What the exercise asks: Filter out everything except lines holding "with".

Information shown:

━━━━━━━━

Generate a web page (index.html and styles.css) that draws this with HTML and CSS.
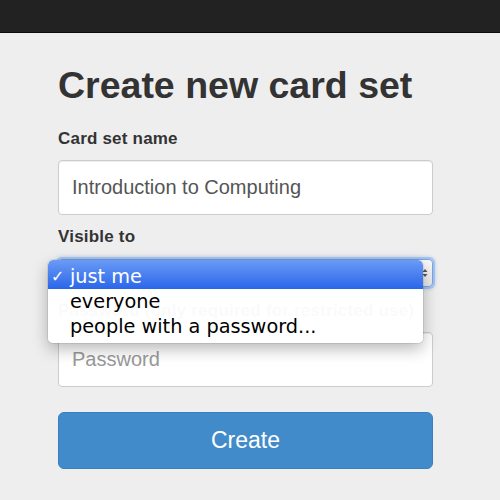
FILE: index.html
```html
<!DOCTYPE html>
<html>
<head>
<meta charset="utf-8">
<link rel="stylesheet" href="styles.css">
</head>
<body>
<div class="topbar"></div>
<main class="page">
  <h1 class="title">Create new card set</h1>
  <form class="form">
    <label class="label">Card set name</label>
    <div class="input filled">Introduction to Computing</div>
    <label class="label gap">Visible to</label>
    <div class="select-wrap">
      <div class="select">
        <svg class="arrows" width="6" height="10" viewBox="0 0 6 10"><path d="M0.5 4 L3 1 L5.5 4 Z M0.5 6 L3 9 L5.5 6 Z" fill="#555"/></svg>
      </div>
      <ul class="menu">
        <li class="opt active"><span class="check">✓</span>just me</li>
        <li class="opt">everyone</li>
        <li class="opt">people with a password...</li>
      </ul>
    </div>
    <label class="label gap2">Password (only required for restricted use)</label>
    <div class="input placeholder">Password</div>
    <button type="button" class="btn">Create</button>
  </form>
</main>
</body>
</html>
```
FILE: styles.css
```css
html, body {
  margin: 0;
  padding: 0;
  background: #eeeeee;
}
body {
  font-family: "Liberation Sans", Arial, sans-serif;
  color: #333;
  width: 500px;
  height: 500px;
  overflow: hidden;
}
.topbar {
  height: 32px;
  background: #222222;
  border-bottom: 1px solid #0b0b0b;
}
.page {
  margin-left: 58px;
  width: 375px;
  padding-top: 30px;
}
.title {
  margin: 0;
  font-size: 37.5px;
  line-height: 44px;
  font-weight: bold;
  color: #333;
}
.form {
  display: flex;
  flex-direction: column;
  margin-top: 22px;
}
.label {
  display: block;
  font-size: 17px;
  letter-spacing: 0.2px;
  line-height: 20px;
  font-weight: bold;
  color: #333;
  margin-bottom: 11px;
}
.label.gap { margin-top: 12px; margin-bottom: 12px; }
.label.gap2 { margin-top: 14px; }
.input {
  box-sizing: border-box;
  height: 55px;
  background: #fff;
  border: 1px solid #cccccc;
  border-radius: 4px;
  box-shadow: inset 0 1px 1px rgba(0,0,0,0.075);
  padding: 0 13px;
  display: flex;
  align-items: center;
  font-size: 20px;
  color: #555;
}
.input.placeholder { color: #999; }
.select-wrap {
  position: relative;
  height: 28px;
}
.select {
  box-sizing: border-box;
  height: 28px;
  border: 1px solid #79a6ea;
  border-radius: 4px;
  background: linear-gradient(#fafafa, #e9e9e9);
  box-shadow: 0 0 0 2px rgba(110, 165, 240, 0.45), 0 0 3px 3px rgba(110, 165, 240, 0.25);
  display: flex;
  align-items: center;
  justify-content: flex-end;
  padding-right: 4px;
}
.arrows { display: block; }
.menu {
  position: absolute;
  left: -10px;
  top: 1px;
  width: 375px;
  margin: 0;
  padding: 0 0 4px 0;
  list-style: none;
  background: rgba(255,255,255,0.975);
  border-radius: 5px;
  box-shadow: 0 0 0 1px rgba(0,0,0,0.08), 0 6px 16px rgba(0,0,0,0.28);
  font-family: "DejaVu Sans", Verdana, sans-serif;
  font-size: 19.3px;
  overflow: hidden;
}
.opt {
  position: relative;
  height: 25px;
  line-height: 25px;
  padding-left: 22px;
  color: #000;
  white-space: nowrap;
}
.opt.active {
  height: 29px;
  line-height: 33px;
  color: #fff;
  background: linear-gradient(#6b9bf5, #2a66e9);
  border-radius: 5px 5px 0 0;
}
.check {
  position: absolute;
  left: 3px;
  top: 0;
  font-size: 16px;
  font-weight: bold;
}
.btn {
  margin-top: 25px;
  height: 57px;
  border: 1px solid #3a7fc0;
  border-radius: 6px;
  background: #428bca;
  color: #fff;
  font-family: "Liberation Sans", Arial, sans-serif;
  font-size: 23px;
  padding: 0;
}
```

━━━━━━━━

Solution:
Generate a web page (index.html and styles.css) that draws this with HTML and CSS.
        <li class="opt">people with a password...</li>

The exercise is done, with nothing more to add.